Directive – Reproduce all the lines exactly as they stand, apart from the pictures.

Material provided –
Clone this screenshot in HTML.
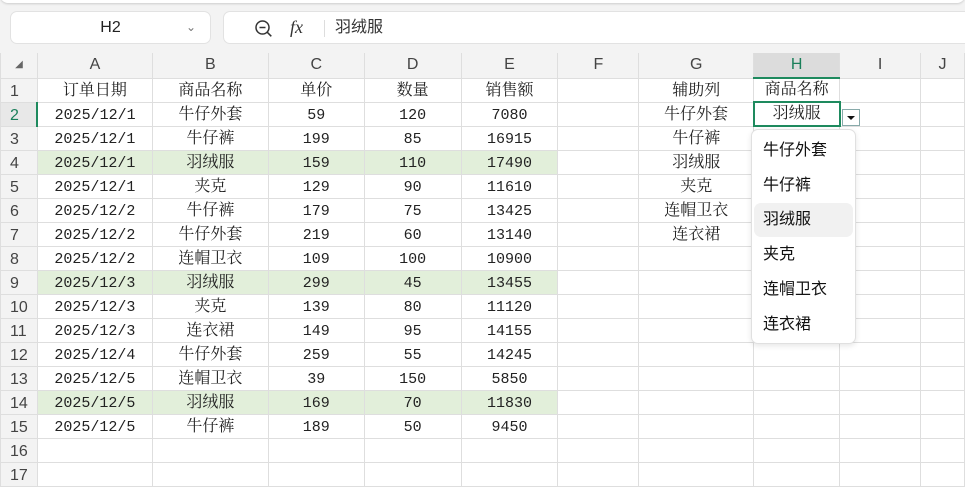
<!DOCTYPE html>
<html><head><meta charset="utf-8"><style>
*{margin:0;padding:0;box-sizing:border-box}
body{width:965px;height:487px;overflow:hidden;background:#f3f3f3;font-family:"Liberation Sans","Noto Sans CJK SC",sans-serif;position:relative}
.top{position:absolute;left:0;top:-6px;width:965px;height:9px;background:#fff;border-radius:0 0 8px 8px;box-shadow:0 1px 2px #ccc}
.nb{position:absolute;left:10px;top:11px;width:201px;height:33px;background:#fff;border:1px solid #e2e2e2;border-radius:7px;font-size:16px;line-height:31px;text-align:center;color:#222}
.nb span{position:absolute;right:14px;top:0;color:#777;font-size:12px}
.fb{position:absolute;left:223px;top:11px;width:750px;height:33px;background:#fff;border:1px solid #e2e2e2;border-radius:7px;font-size:16px;line-height:31px;color:#333}
table{position:absolute;left:0;top:53px;border-collapse:collapse;table-layout:fixed;background:#fff}
td{height:24px;border:1px solid #dedede;text-align:center;font-family:"Liberation Mono","Noto Serif CJK SC",serif;font-size:16px;color:#222;padding:0;white-space:nowrap;overflow:hidden;line-height:21px;vertical-align:bottom}
tr:not(.t):not(.h) td:nth-child(2),tr:not(.t):not(.h) td:nth-child(4),tr:not(.t):not(.h) td:nth-child(5),tr:not(.t):not(.h) td:nth-child(6){font-size:15px}
tr.h td{height:25px;background:#f3f3f3;font-family:"Liberation Sans",sans-serif;font-size:16px;color:#444;border-color:#dedede;border-top:none;line-height:22px;vertical-align:middle}
td.r{background:#f3f3f3;font-family:"Liberation Sans",sans-serif;color:#444;font-size:16px!important;text-align:left;padding-left:9px}
tr.g td.c{background:#e2efda}
.dd{position:absolute;left:751px;top:129px;width:105px;height:215px;background:#fff;border:1px solid #e0e0e0;border-radius:7px;box-shadow:0 2px 6px rgba(0,0,0,.1);font-size:16px;color:#111}
.dd div{position:absolute;left:11px;height:34px;line-height:34px}
</style></head><body>
<div class="top"></div>
<div class="nb">H2<span>&#8964;</span></div>
<div class="fb">
<svg style="position:absolute;left:30px;top:7px" width="20" height="20" viewBox="0 0 20 20"><circle cx="8.5" cy="8.5" r="6.5" fill="none" stroke="#333" stroke-width="1.5"/><path d="M5.5 8.5h6M13.3 13.3l4 4" stroke="#333" stroke-width="1.5"/></svg>
<span style="position:absolute;left:66px;top:0;font-family:'Liberation Serif',serif;font-style:italic;font-size:18px">fx</span>
<span style="position:absolute;left:100px;top:8px;width:1px;height:17px;background:#ddd"></span>
<span style="position:absolute;left:111px;top:0">羽绒服</span>
</div>
<table>
<colgroup><col style="width:37px"><col style="width:115px"><col style="width:116px"><col style="width:96px"><col style="width:97px"><col style="width:97px"><col style="width:81px"><col style="width:115px"><col style="width:86px"><col style="width:81px"><col style="width:44px"></colgroup>
<tr class="h"><td style="font-size:10px;color:#666">◢</td><td>A</td><td>B</td><td>C</td><td>D</td><td>E</td><td>F</td><td>G</td><td style="background:#dcdcdc;color:#1a7f5a;border-bottom:2px solid #1e8a5e">H</td><td>I</td><td>J</td></tr>
<tr class="t"><td class="r">1</td><td class="c">订单日期</td><td class="c">商品名称</td><td class="c">单价</td><td class="c">数量</td><td class="c">销售额</td><td></td><td>辅助列</td><td>商品名称</td><td></td><td></td></tr>
<tr><td class="r" style="border-right:2px solid #1e8a5e;color:#1a7f5a;background:#e8e8e8">2</td><td class="c">2025/12/1</td><td class="c">牛仔外套</td><td class="c">59</td><td class="c">120</td><td class="c">7080</td><td></td><td>牛仔外套</td><td style="border:2px solid #1e8a5e">羽绒服</td><td></td><td></td></tr>
<tr><td class="r">3</td><td class="c">2025/12/1</td><td class="c">牛仔裤</td><td class="c">199</td><td class="c">85</td><td class="c">16915</td><td></td><td>牛仔裤</td><td></td><td></td><td></td></tr>
<tr class="g"><td class="r">4</td><td class="c">2025/12/1</td><td class="c">羽绒服</td><td class="c">159</td><td class="c">110</td><td class="c">17490</td><td></td><td>羽绒服</td><td></td><td></td><td></td></tr>
<tr><td class="r">5</td><td class="c">2025/12/1</td><td class="c">夹克</td><td class="c">129</td><td class="c">90</td><td class="c">11610</td><td></td><td>夹克</td><td></td><td></td><td></td></tr>
<tr><td class="r">6</td><td class="c">2025/12/2</td><td class="c">牛仔裤</td><td class="c">179</td><td class="c">75</td><td class="c">13425</td><td></td><td>连帽卫衣</td><td></td><td></td><td></td></tr>
<tr><td class="r">7</td><td class="c">2025/12/2</td><td class="c">牛仔外套</td><td class="c">219</td><td class="c">60</td><td class="c">13140</td><td></td><td>连衣裙</td><td></td><td></td><td></td></tr>
<tr><td class="r">8</td><td class="c">2025/12/2</td><td class="c">连帽卫衣</td><td class="c">109</td><td class="c">100</td><td class="c">10900</td><td></td><td></td><td></td><td></td><td></td></tr>
<tr class="g"><td class="r">9</td><td class="c">2025/12/3</td><td class="c">羽绒服</td><td class="c">299</td><td class="c">45</td><td class="c">13455</td><td></td><td></td><td></td><td></td><td></td></tr>
<tr><td class="r">10</td><td class="c">2025/12/3</td><td class="c">夹克</td><td class="c">139</td><td class="c">80</td><td class="c">11120</td><td></td><td></td><td></td><td></td><td></td></tr>
<tr><td class="r">11</td><td class="c">2025/12/3</td><td class="c">连衣裙</td><td class="c">149</td><td class="c">95</td><td class="c">14155</td><td></td><td></td><td></td><td></td><td></td></tr>
<tr><td class="r">12</td><td class="c">2025/12/4</td><td class="c">牛仔外套</td><td class="c">259</td><td class="c">55</td><td class="c">14245</td><td></td><td></td><td></td><td></td><td></td></tr>
<tr><td class="r">13</td><td class="c">2025/12/5</td><td class="c">连帽卫衣</td><td class="c">39</td><td class="c">150</td><td class="c">5850</td><td></td><td></td><td></td><td></td><td></td></tr>
<tr class="g"><td class="r">14</td><td class="c">2025/12/5</td><td class="c">羽绒服</td><td class="c">169</td><td class="c">70</td><td class="c">11830</td><td></td><td></td><td></td><td></td><td></td></tr>
<tr><td class="r">15</td><td class="c">2025/12/5</td><td class="c">牛仔裤</td><td class="c">189</td><td class="c">50</td><td class="c">9450</td><td></td><td></td><td></td><td></td><td></td></tr>
<tr><td class="r">16</td><td></td><td></td><td></td><td></td><td></td><td></td><td></td><td></td><td></td><td></td></tr>
<tr><td class="r">17</td><td></td><td></td><td></td><td></td><td></td><td></td><td></td><td></td><td></td><td></td></tr>
</table>
<div style="position:absolute;left:842px;top:109px;width:18px;height:17px;background:#fff;border:1px solid #8aa;"><svg width="16" height="15" viewBox="0 0 16 15"><path d="M4 6h8l-4 4z" fill="#111"/></svg></div>
<div class="dd">
<div style="top:4px">牛仔外套</div>
<div style="top:39px">牛仔裤</div>
<div style="top:73px;left:2px;width:99px;padding-left:9px;background:#f1f1f1;border-radius:7px">羽绒服</div>
<div style="top:108px">夹克</div>
<div style="top:143px">连帽卫衣</div>
<div style="top:178px">连衣裙</div>
</div>
</body></html>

Written response –
Clone this screenshot in HTML.
<!DOCTYPE html>
<html><head><meta charset="utf-8"><style>
*{margin:0;padding:0;box-sizing:border-box}
body{width:965px;height:487px;overflow:hidden;background:#f3f3f3;font-family:"Liberation Sans","Noto Sans CJK SC",sans-serif;position:relative}
.top{position:absolute;left:0;top:-6px;width:965px;height:9px;background:#fff;border-radius:0 0 8px 8px;box-shadow:0 1px 2px #ccc}
.nb{position:absolute;left:10px;top:11px;width:201px;height:33px;background:#fff;border:1px solid #e2e2e2;border-radius:7px;font-size:16px;line-height:31px;text-align:center;color:#222}
.nb span{position:absolute;right:14px;top:0;color:#777;font-size:12px}
.fb{position:absolute;left:223px;top:11px;width:750px;height:33px;background:#fff;border:1px solid #e2e2e2;border-radius:7px;font-size:16px;line-height:31px;color:#333}
table{position:absolute;left:0;top:53px;border-collapse:collapse;table-layout:fixed;background:#fff}
td{height:24px;border:1px solid #dedede;text-align:center;font-family:"Liberation Mono","Noto Serif CJK SC",serif;font-size:16px;color:#222;padding:0;white-space:nowrap;overflow:hidden;line-height:21px;vertical-align:bottom}
tr:not(.t):not(.h) td:nth-child(2),tr:not(.t):not(.h) td:nth-child(4),tr:not(.t):not(.h) td:nth-child(5),tr:not(.t):not(.h) td:nth-child(6){font-size:15px}
tr.h td{height:25px;background:#f3f3f3;font-family:"Liberation Sans",sans-serif;font-size:16px;color:#444;border-color:#dedede;border-top:none;line-height:22px;vertical-align:middle}
td.r{background:#f3f3f3;font-family:"Liberation Sans",sans-serif;color:#444;font-size:16px!important;text-align:left;padding-left:9px}
tr.g td.c{background:#e2efda}
.dd{position:absolute;left:751px;top:129px;width:105px;height:215px;background:#fff;border:1px solid #e0e0e0;border-radius:7px;box-shadow:0 2px 6px rgba(0,0,0,.1);font-size:16px;color:#111}
.dd div{position:absolute;left:11px;height:34px;line-height:34px}
</style></head><body>
<div class="top"></div>
<div class="nb">H2<span>&#8964;</span></div>
<div class="fb">
<svg style="position:absolute;left:30px;top:7px" width="20" height="20" viewBox="0 0 20 20"><circle cx="8.5" cy="8.5" r="6.5" fill="none" stroke="#333" stroke-width="1.5"/><path d="M5.5 8.5h6M13.3 13.3l4 4" stroke="#333" stroke-width="1.5"/></svg>
<span style="position:absolute;left:66px;top:0;font-family:'Liberation Serif',serif;font-style:italic;font-size:18px">fx</span>
<span style="position:absolute;left:100px;top:8px;width:1px;height:17px;background:#ddd"></span>
<span style="position:absolute;left:111px;top:0">羽绒服</span>
</div>
<table>
<colgroup><col style="width:37px"><col style="width:115px"><col style="width:116px"><col style="width:96px"><col style="width:97px"><col style="width:97px"><col style="width:81px"><col style="width:115px"><col style="width:86px"><col style="width:81px"><col style="width:44px"></colgroup>
<tr class="h"><td style="font-size:10px;color:#666">◢</td><td>A</td><td>B</td><td>C</td><td>D</td><td>E</td><td>F</td><td>G</td><td style="background:#dcdcdc;color:#1a7f5a;border-bottom:2px solid #1e8a5e">H</td><td>I</td><td>J</td></tr>
<tr class="t"><td class="r">1</td><td class="c">订单日期</td><td class="c">商品名称</td><td class="c">单价</td><td class="c">数量</td><td class="c">销售额</td><td></td><td>辅助列</td><td>商品名称</td><td></td><td></td></tr>
<tr><td class="r" style="border-right:2px solid #1e8a5e;color:#1a7f5a;background:#e8e8e8">2</td><td class="c">2025/12/1</td><td class="c">牛仔外套</td><td class="c">59</td><td class="c">120</td><td class="c">7080</td><td></td><td>牛仔外套</td><td style="border:2px solid #1e8a5e">羽绒服</td><td></td><td></td></tr>
<tr><td class="r">3</td><td class="c">2025/12/1</td><td class="c">牛仔裤</td><td class="c">199</td><td class="c">85</td><td class="c">16915</td><td></td><td>牛仔裤</td><td></td><td></td><td></td></tr>
<tr class="g"><td class="r">4</td><td class="c">2025/12/1</td><td class="c">羽绒服</td><td class="c">159</td><td class="c">110</td><td class="c">17490</td><td></td><td>羽绒服</td><td></td><td></td><td></td></tr>
<tr><td class="r">5</td><td class="c">2025/12/1</td><td class="c">夹克</td><td class="c">129</td><td class="c">90</td><td class="c">11610</td><td></td><td>夹克</td><td></td><td></td><td></td></tr>
<tr><td class="r">6</td><td class="c">2025/12/2</td><td class="c">牛仔裤</td><td class="c">179</td><td class="c">75</td><td class="c">13425</td><td></td><td>连帽卫衣</td><td></td><td></td><td></td></tr>
<tr><td class="r">7</td><td class="c">2025/12/2</td><td class="c">牛仔外套</td><td class="c">219</td><td class="c">60</td><td class="c">13140</td><td></td><td>连衣裙</td><td></td><td></td><td></td></tr>
<tr><td class="r">8</td><td class="c">2025/12/2</td><td class="c">连帽卫衣</td><td class="c">109</td><td class="c">100</td><td class="c">10900</td><td></td><td></td><td></td><td></td><td></td></tr>
<tr class="g"><td class="r">9</td><td class="c">2025/12/3</td><td class="c">羽绒服</td><td class="c">299</td><td class="c">45</td><td class="c">13455</td><td></td><td></td><td></td><td></td><td></td></tr>
<tr><td class="r">10</td><td class="c">2025/12/3</td><td class="c">夹克</td><td class="c">139</td><td class="c">80</td><td class="c">11120</td><td></td><td></td><td></td><td></td><td></td></tr>
<tr><td class="r">11</td><td class="c">2025/12/3</td><td class="c">连衣裙</td><td class="c">149</td><td class="c">95</td><td class="c">14155</td><td></td><td></td><td></td><td></td><td></td></tr>
<tr><td class="r">12</td><td class="c">2025/12/4</td><td class="c">牛仔外套</td><td class="c">259</td><td class="c">55</td><td class="c">14245</td><td></td><td></td><td></td><td></td><td></td></tr>
<tr><td class="r">13</td><td class="c">2025/12/5</td><td class="c">连帽卫衣</td><td class="c">39</td><td class="c">150</td><td class="c">5850</td><td></td><td></td><td></td><td></td><td></td></tr>
<tr class="g"><td class="r">14</td><td class="c">2025/12/5</td><td class="c">羽绒服</td><td class="c">169</td><td class="c">70</td><td class="c">11830</td><td></td><td></td><td></td><td></td><td></td></tr>
<tr><td class="r">15</td><td class="c">2025/12/5</td><td class="c">牛仔裤</td><td class="c">189</td><td class="c">50</td><td class="c">9450</td><td></td><td></td><td></td><td></td><td></td></tr>
<tr><td class="r">16</td><td></td><td></td><td></td><td></td><td></td><td></td><td></td><td></td><td></td><td></td></tr>
<tr><td class="r">17</td><td></td><td></td><td></td><td></td><td></td><td></td><td></td><td></td><td></td><td></td></tr>
</table>
<div style="position:absolute;left:842px;top:109px;width:18px;height:17px;background:#fff;border:1px solid #8aa;"><svg width="16" height="15" viewBox="0 0 16 15"><path d="M4 6h8l-4 4z" fill="#111"/></svg></div>
<div class="dd">
<div style="top:4px">牛仔外套</div>
<div style="top:39px">牛仔裤</div>
<div style="top:73px;left:2px;width:99px;padding-left:9px;background:#f1f1f1;border-radius:7px">羽绒服</div>
<div style="top:108px">夹克</div>
<div style="top:143px">连帽卫衣</div>
<div style="top:178px">连衣裙</div>
</div>
</body></html>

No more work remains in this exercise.